Maria Balshaw, Director of Tate, said:

‘Tate was the first museum to collect live and performance art and the first to recognise the need to develop time-based media conservation. The ways in which artists are working today mean we must deepen our expertise and look at how museums need to change. Thanks to support from the Mellon Foundation, this initiative will transform the way we meet the challenges at the forefront of artistic practice today. It will bring together pioneering practitioners and thinkers to reshape capacity to respond flexibly and with dynamism.’

The research will be grounded in six case studies drawn from works in the Tate collection; works which unfold over time and exist in multiple forms. These challenge the boundaries between artwork, record and archive and rely on complex networks of people, skills and technologies outside of the museum. The research team will work in partnership with a range of senior academics from around the world who are positioned to open up new areas of scholarship.

The initiative will host four visiting fellowships and one collaborative doctoral award with the University of Maastricht. The programme of activity will include a series of public keynote presentations, workshops and the production of a range of material for audiences, opening the lid on how museums work.

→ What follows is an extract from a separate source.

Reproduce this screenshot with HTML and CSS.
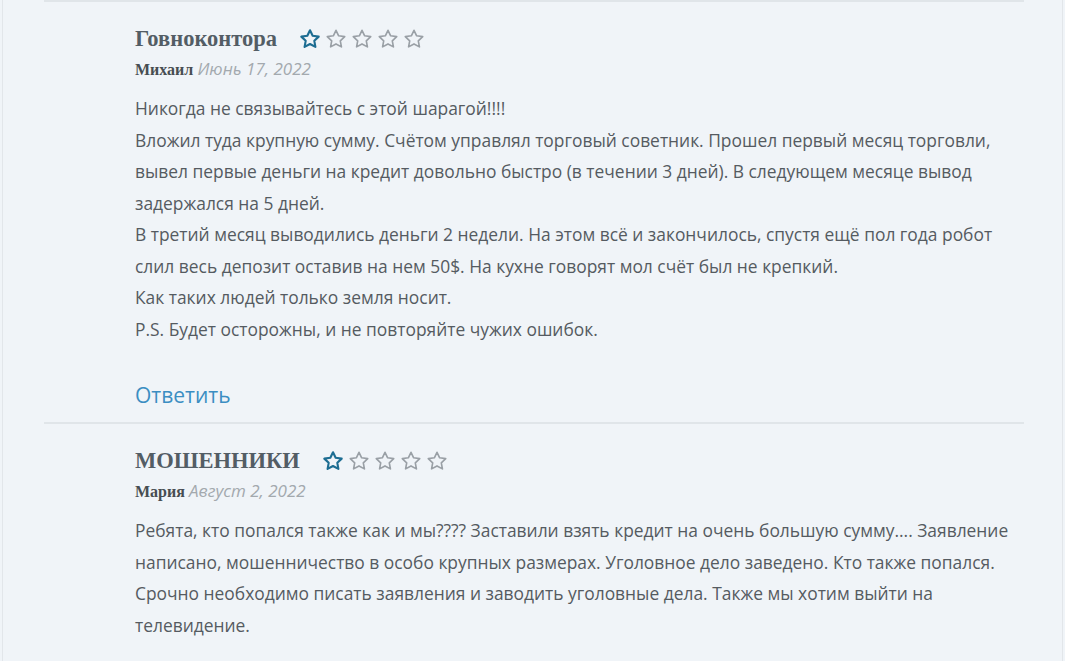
FILE: index.html
```html
<!DOCTYPE html>
<html lang="ru">
<head>
    <meta charset="UTF-8">
    <meta name="viewport" content="width=device-width, initial-scale=1.0">
    <title>Отзывы</title>
    <link rel="stylesheet" href="styles.css">
</head>
<body>

<div class="page">
    <ol class="comment-list">
        <li class="comment">
            <div class="comment-head">
                <h3 class="comment-title">Говноконтора</h3>
                <div class="rating">
                    <svg class="star on" viewBox="0 0 24 24"><path d="M12 2.5l2.9 6 6.6.9-4.8 4.6 1.2 6.6L12 17.4l-5.9 3.2 1.2-6.6-4.8-4.6 6.6-.9z"/></svg>
                    <svg class="star" viewBox="0 0 24 24"><path d="M12 2.5l2.9 6 6.6.9-4.8 4.6 1.2 6.6L12 17.4l-5.9 3.2 1.2-6.6-4.8-4.6 6.6-.9z"/></svg>
                    <svg class="star" viewBox="0 0 24 24"><path d="M12 2.5l2.9 6 6.6.9-4.8 4.6 1.2 6.6L12 17.4l-5.9 3.2 1.2-6.6-4.8-4.6 6.6-.9z"/></svg>
                    <svg class="star" viewBox="0 0 24 24"><path d="M12 2.5l2.9 6 6.6.9-4.8 4.6 1.2 6.6L12 17.4l-5.9 3.2 1.2-6.6-4.8-4.6 6.6-.9z"/></svg>
                    <svg class="star" viewBox="0 0 24 24"><path d="M12 2.5l2.9 6 6.6.9-4.8 4.6 1.2 6.6L12 17.4l-5.9 3.2 1.2-6.6-4.8-4.6 6.6-.9z"/></svg>
                </div>
            </div>
            <div class="comment-meta">
                <span class="author">Михаил</span>
                <span class="date">Июнь 17, 2022</span>
            </div>
            <p class="comment-text">
                Никогда не связывайтесь с этой шарагой!!!!<br>
                Вложил туда крупную сумму. Счётом управлял торговый советник. Прошел первый месяц торговли, вывел первые деньги на кредит довольно быстро (в течении 3 дней). В следующем месяце вывод задержался на 5 дней.<br>
                В третий месяц выводились деньги 2 недели. На этом всё и закончилось, спустя ещё пол года робот слил весь депозит оставив на нем 50$. На кухне говорят мол счёт был не крепкий.<br>
                Как таких людей только земля носит.<br>
                P.S. Будет осторожны, и не повторяйте чужих ошибок.
            </p>
            <a class="reply" href="#">Ответить</a>
        </li>
        <li class="comment">
            <div class="comment-head">
                <h3 class="comment-title">МОШЕННИКИ</h3>
                <div class="rating">
                    <svg class="star on" viewBox="0 0 24 24"><path d="M12 2.5l2.9 6 6.6.9-4.8 4.6 1.2 6.6L12 17.4l-5.9 3.2 1.2-6.6-4.8-4.6 6.6-.9z"/></svg>
                    <svg class="star" viewBox="0 0 24 24"><path d="M12 2.5l2.9 6 6.6.9-4.8 4.6 1.2 6.6L12 17.4l-5.9 3.2 1.2-6.6-4.8-4.6 6.6-.9z"/></svg>
                    <svg class="star" viewBox="0 0 24 24"><path d="M12 2.5l2.9 6 6.6.9-4.8 4.6 1.2 6.6L12 17.4l-5.9 3.2 1.2-6.6-4.8-4.6 6.6-.9z"/></svg>
                    <svg class="star" viewBox="0 0 24 24"><path d="M12 2.5l2.9 6 6.6.9-4.8 4.6 1.2 6.6L12 17.4l-5.9 3.2 1.2-6.6-4.8-4.6 6.6-.9z"/></svg>
                    <svg class="star" viewBox="0 0 24 24"><path d="M12 2.5l2.9 6 6.6.9-4.8 4.6 1.2 6.6L12 17.4l-5.9 3.2 1.2-6.6-4.8-4.6 6.6-.9z"/></svg>
                </div>
            </div>
            <div class="comment-meta">
                <span class="author">Мария</span>
                <span class="date">Август 2, 2022</span>
            </div>
            <p class="comment-text">
                Ребята, кто попался также как и мы???? Заставили взять кредит на очень большую сумму.... Заявление написано, мошенничество в особо крупных размерах. Уголовное дело заведено. Кто также попался. Срочно необходимо писать заявления и заводить уголовные дела. Также мы хотим выйти на телевидение.
            </p>
        </li>
    </ol>
</div>

</body>
</html>
```

FILE: styles.css
```css
body {
    margin: 0;
    background: #f0f4f8;
    font-family: "Open Sans", Arial, sans-serif;
    color: #555b61;
}
.page {
    margin: 0 2px;
    border-left: 1px solid #e2e6ea;
    border-right: 1px solid #e2e6ea;
    min-height: 661px;
    overflow: hidden;
}
.comment-list {
    list-style: none;
    margin: 0;
    padding: 0 38px 0 41px;
}
.comment {
    border-top: 2px solid #e0e5e9;
    padding: 18px 0 12px 91px;
}
.comment-head {
    display: flex;
    align-items: center;
    height: 38px;
}
.comment-title {
    margin: 0 22px 0 0;
    font-family: "Liberation Serif", "Times New Roman", serif;
    font-size: 22.5px;
    font-weight: bold;
    color: #535d65;
}
.rating {
    display: flex;
    gap: 4px;
}
.star {
    width: 22px;
    height: 22px;
    fill: none;
    stroke: #9aa0a6;
    stroke-width: 1.8;
    stroke-linejoin: round;
}
.star.on {
    stroke: #1d6d92;
    stroke-width: 2.3;
}
.comment-meta {
    height: 22px;
    line-height: 22px;
}
.author {
    font-family: "Liberation Serif", "Times New Roman", serif;
    font-weight: bold;
    font-size: 16px;
    color: #474d52;
}
.date {
    font-style: italic;
    font-size: 17px;
    color: #a3a9ae;
}
.comment-text {
    margin: 13px 0 0;
    font-size: 17.4px;
    line-height: 31.5px;
}
.reply {
    display: inline-block;
    margin-top: 35px;
    font-size: 21px;
    line-height: 30px;
    color: #3b8ec2;
    text-decoration: none;
}
```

This interdisciplinary and collaborative project will be led by Tate’s Collection Care division and involve staff from across the museum. Principal investigator, Professor Pip Laurenson, Head of Collection Care Research at Tate, will lead the research and direct the work of the multi-disciplinary project team. Professor Laurenson said: ‘At the heart of this initiative is a desire to open up the museum and provide a generous invitation to our public, making visible the invisible lives of these artworks as they unfold within, and in dialogue with, the museum.’

Rosemary Lynch, Director of Collection Care, Tate said:

‘This generous and multi-faceted grant will not only enable us to enhance our research and practice in conservation, documentation and collection management, but also allow our audiences to see the diverse range of skills involved in caring for extraordinary art works in a contemporary museum. As well as providing new ways into art, we hope this will open a door into careers in our sector and encourage equally diverse young people to step through.’